What’s the Final Four?
The Final Four is the penultimate round where only four teams are left in the tournament. The two teams who win in this round will go on to play the championship game. Learn more about what the 2020 Final Four would have looked like here.
What are seeds?
A “seed” is a team’s ranking in the tournament. Here’s how it works: there are 68 total teams that will play. On Selection Sunday, before the tournament starts, the Selection Committee ranks the teams 1 through 68. The rankings are decided based on each team’s regular season and conference tournament performances. After the first four teams are eliminated in the “First Four” round, those remaining 64 teams are split into four sections of 16 teams. Each team is ranked 1 through 16 in its region. That’s the team’s seed: their ranking 1 through 16 within its region.
To reward better teams, first-round matchups are determined by pitting the #1 team in the region against the #16 (and #2 against #15; #3 against #14, etc.).
What is an NCAA March Madness bracket?
A NCAA March Madness bracket is essentially an organizer that any person can use to predict how the tournament will go. Anyone can find the bracket form online, but they’re also fairly simple to draw by hand. Based on the starting games, you fill in the spaces with who you think will win each game and move on to the next round, up until the final championship. The Bracket Challenge Game is the official bracket game of the NCAA, and it opens after Selection Sunday.

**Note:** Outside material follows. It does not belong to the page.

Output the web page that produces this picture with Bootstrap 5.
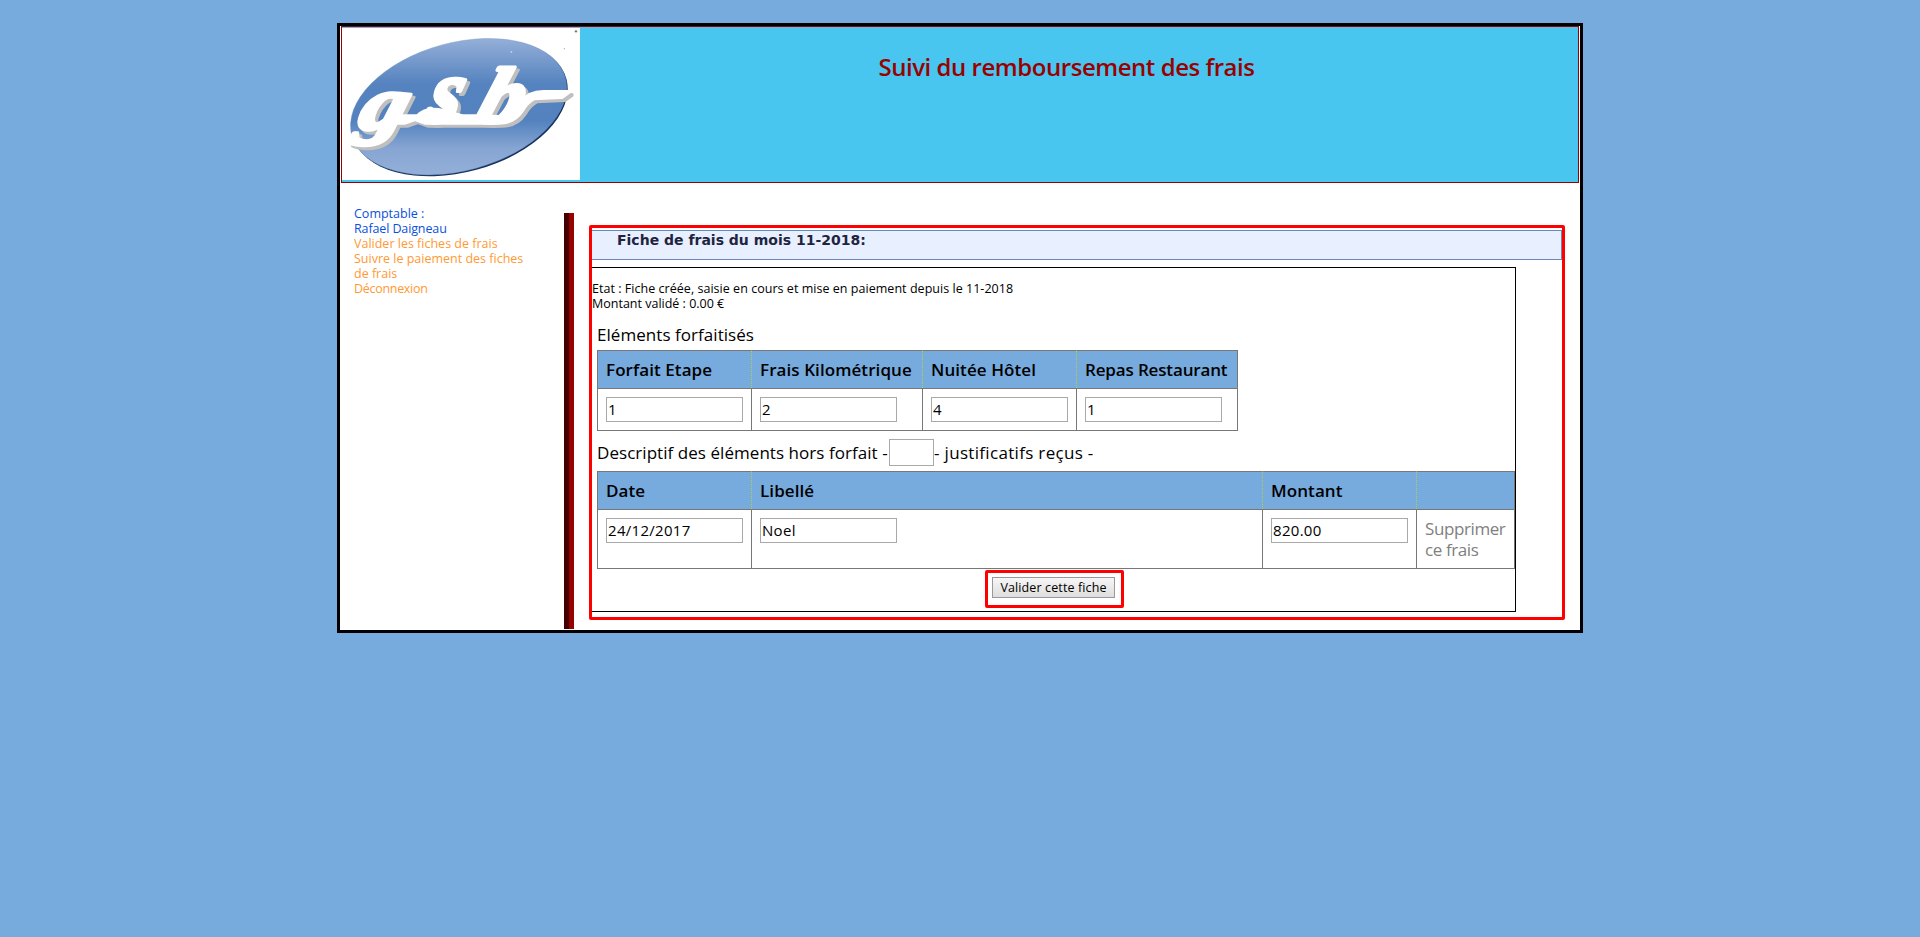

It’s a super fun way to engage with your favorite games, and it’s a great conversation starter.
NCAA March Madness brackets create fun competition between family, friends, or coworkers as everyone follows the tournament. However, don’t feel bad if you don’t get it right. According to a Duke professor, the odds of crafting a perfect NCAA March Madness bracket are 1 in 9.2 quintillion. If you consider that a 16 seed will almost never beat a 1 seed, and adjust for probability, the odds increase to 1 in 2.4 trillion. Still, that’s a pretty staggering number. In fact, it’s so staggering that Warren Buffet recently offered a prize of $1 million for life to any employee who can pick a perfect bracket.
When did NCAA March Madness start?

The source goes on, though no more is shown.